The open, freely available nature of RISC-V also is being used in China, putting the technology into an ongoing controversy around processors between the country and the United States. U.S. lawmakers and the Biden Administration are considering restrictions on American companies that want to export RISC-V-based technology to China.

During a Q&A session with journalists, Williamson sidestepped a question about the Cortex-M52 possibly being a response to China’s growing interest in RISC-V, saying that Arm has had a “strong focus on bringing DSPs and machine learning performance out for several years now. This is the sort of next evolution in that roadmap to bring it to a lower performance and lower power consumption, more constrained devices.
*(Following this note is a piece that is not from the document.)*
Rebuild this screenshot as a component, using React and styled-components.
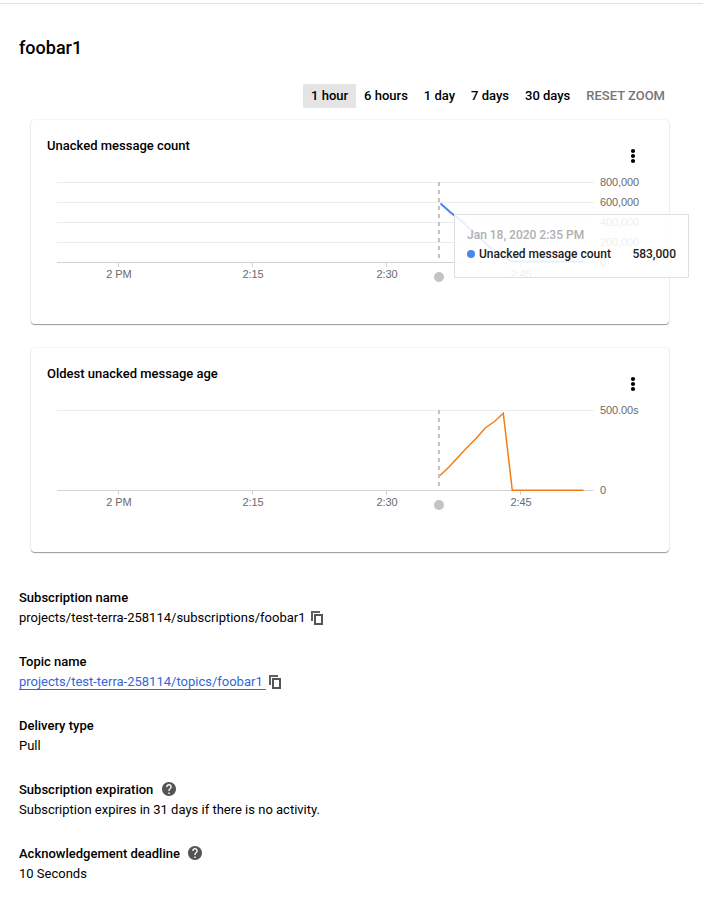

It’s been something that has been a long time and a key development focus for us.”

He also spoke about the significant advantage that Arm has in the partner and software ecosystem over RISC-V, pointing to the wide range of capabilities in the market for the Arm architecture — from the smallest embedded devices to large servers — all the while with consistent libraries and tools.

“The reason we have that really strong ecosystem of partners investing in our tools is they know that when they produce a tool, it can then be used across all of those products and across all of those different market areas where the technology could be deployed,” Williamson said. “It’s a really mutually valuable thing for us and our ecosystem. … That consistency is there to drive that scalability.”

However, while Enderle agreed that Arm is ahead with its ecosystem, RISC-V is still out there building out its capabilities and partnerships and is getting attention.

“Recent pricing actions and litigation against licensees have made developers leery of the platform and RISC-V is very similar without the baggage,” the analyst said.